— BEGIN —
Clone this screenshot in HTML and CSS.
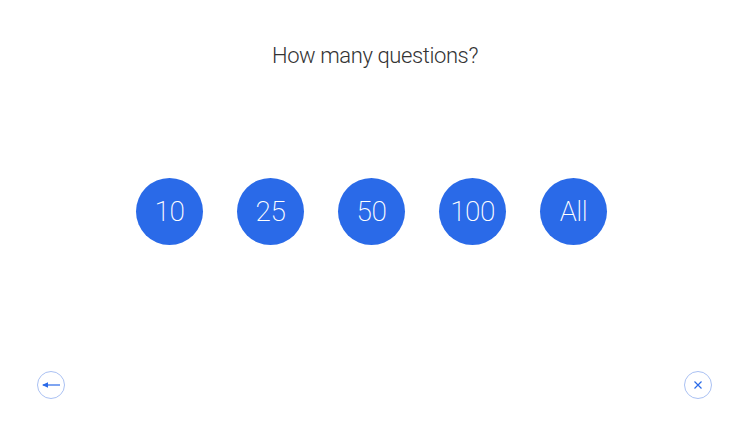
FILE: index.html
```html
<!DOCTYPE html>
<html>
<head>
<meta charset="utf-8">
<link rel="stylesheet" href="styles.css">
</head>
<body>
<div class="screen">
  <h1 class="title">How many questions?</h1>
  <div class="choices">
    <button class="choice">10</button>
    <button class="choice">25</button>
    <button class="choice">50</button>
    <button class="choice">100</button>
    <button class="choice">All</button>
  </div>
  <div class="footer">
    <button class="round-btn" aria-label="Back">
      <svg width="18" height="8" viewBox="0 0 18 8"><path d="M1 4H18" stroke="#2a6ae8" stroke-width="1.2" fill="none"/><path d="M0 4L6 1.2V6.8Z" fill="#2a6ae8"/></svg>
    </button>
    <button class="round-btn" aria-label="Close">
      <svg width="8" height="8" viewBox="0 0 8 8"><path d="M0.5 0.5L7.5 7.5M7.5 0.5L0.5 7.5" stroke="#2a6ae8" stroke-width="1.2" fill="none"/></svg>
    </button>
  </div>
</div>
</body>
</html>
```
FILE: styles.css
```css
html, body {
  margin: 0;
  padding: 0;
  background: #ffffff;
}
.screen {
  width: 750px;
  height: 422px;
  display: flex;
  flex-direction: column;
  font-family: Roboto, "Liberation Sans", sans-serif;
}
.title {
  margin: 0;
  padding-top: 42px;
  font-size: 22px;
  line-height: 28px;
  font-weight: 300;
  letter-spacing: -0.4px;
  color: #333333;
  text-align: center;
}
.choices {
  margin-top: 108px;
  display: flex;
  justify-content: center;
  gap: 34px;
  padding-right: 7px;
}
.choice {
  width: 67px;
  height: 67px;
  border-radius: 50%;
  border: none;
  padding: 0;
  background: #2a6ae8;
  color: #ffffff;
  font-family: Roboto, "Liberation Sans", sans-serif;
  font-weight: 200;
  font-size: 28px;
  letter-spacing: -0.5px;
  display: flex;
  align-items: center;
  justify-content: center;
}
.footer {
  margin-top: 126px;
  display: flex;
  justify-content: space-between;
  padding: 0 38px 0 37px;
}
.round-btn {
  width: 28px;
  height: 28px;
  box-sizing: border-box;
  border-radius: 50%;
  border: 1px solid #aac1f3;
  background: #ffffff;
  padding: 0;
  display: flex;
  align-items: center;
  justify-content: center;
}
.round-btn svg {
  display: block;
}
```
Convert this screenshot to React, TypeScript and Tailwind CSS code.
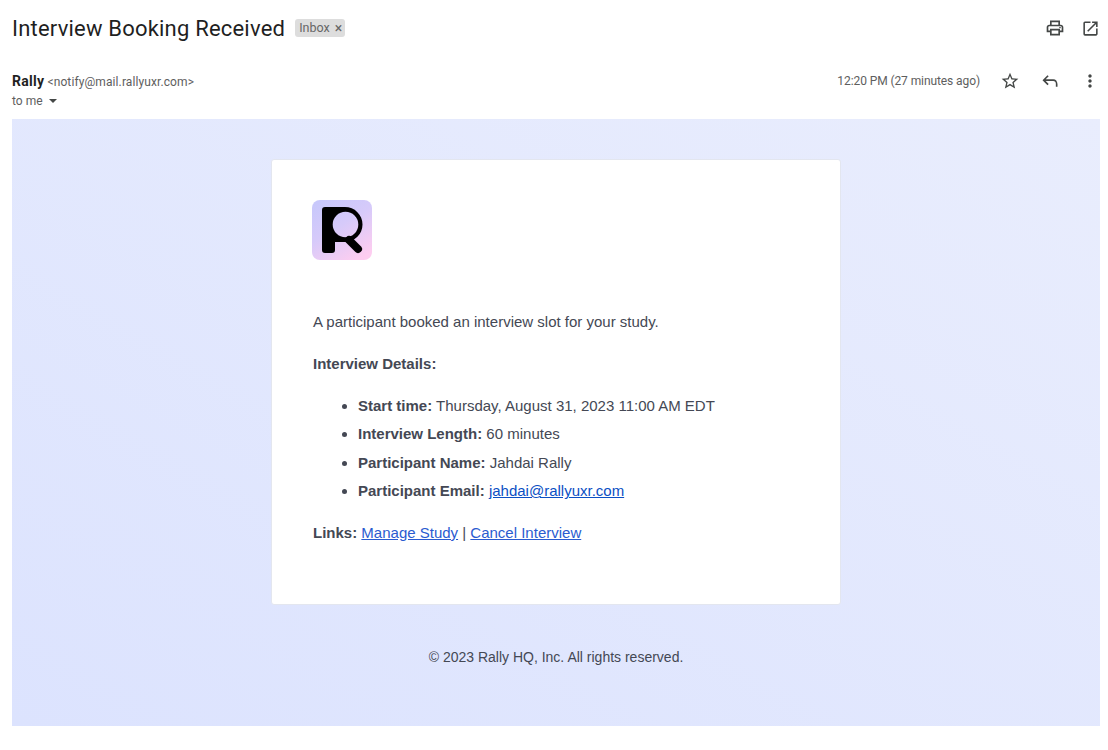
— END —
■ Exercise details ■
Omit the pictures and restate the rest of the records verbatim.

■ Solution for this problem ■
Clone this screenshot in HTML and CSS.
FILE: index.html
```html
<!DOCTYPE html>
<html>
<head>
<meta charset="utf-8">
<link rel="stylesheet" href="styles.css">
</head>
<body>
<div class="screen">
  <h1 class="title">How many questions?</h1>
  <div class="choices">
    <button class="choice">10</button>
    <button class="choice">25</button>
    <button class="choice">50</button>
    <button class="choice">100</button>
    <button class="choice">All</button>
  </div>
  <div class="footer">
    <button class="round-btn" aria-label="Back">
      <svg width="18" height="8" viewBox="0 0 18 8"><path d="M1 4H18" stroke="#2a6ae8" stroke-width="1.2" fill="none"/><path d="M0 4L6 1.2V6.8Z" fill="#2a6ae8"/></svg>
    </button>
    <button class="round-btn" aria-label="Close">
      <svg width="8" height="8" viewBox="0 0 8 8"><path d="M0.5 0.5L7.5 7.5M7.5 0.5L0.5 7.5" stroke="#2a6ae8" stroke-width="1.2" fill="none"/></svg>
    </button>
  </div>
</div>
</body>
</html>
```
FILE: styles.css
```css
html, body {
  margin: 0;
  padding: 0;
  background: #ffffff;
}
.screen {
  width: 750px;
  height: 422px;
  display: flex;
  flex-direction: column;
  font-family: Roboto, "Liberation Sans", sans-serif;
}
.title {
  margin: 0;
  padding-top: 42px;
  font-size: 22px;
  line-height: 28px;
  font-weight: 300;
  letter-spacing: -0.4px;
  color: #333333;
  text-align: center;
}
.choices {
  margin-top: 108px;
  display: flex;
  justify-content: center;
  gap: 34px;
  padding-right: 7px;
}
.choice {
  width: 67px;
  height: 67px;
  border-radius: 50%;
  border: none;
  padding: 0;
  background: #2a6ae8;
  color: #ffffff;
  font-family: Roboto, "Liberation Sans", sans-serif;
  font-weight: 200;
  font-size: 28px;
  letter-spacing: -0.5px;
  display: flex;
  align-items: center;
  justify-content: center;
}
.footer {
  margin-top: 126px;
  display: flex;
  justify-content: space-between;
  padding: 0 38px 0 37px;
}
.round-btn {
  width: 28px;
  height: 28px;
  box-sizing: border-box;
  border-radius: 50%;
  border: 1px solid #aac1f3;
  background: #ffffff;
  padding: 0;
  display: flex;
  align-items: center;
  justify-content: center;
}
.round-btn svg {
  display: block;
}
```
Convert this screenshot to React, TypeScript and Tailwind CSS code.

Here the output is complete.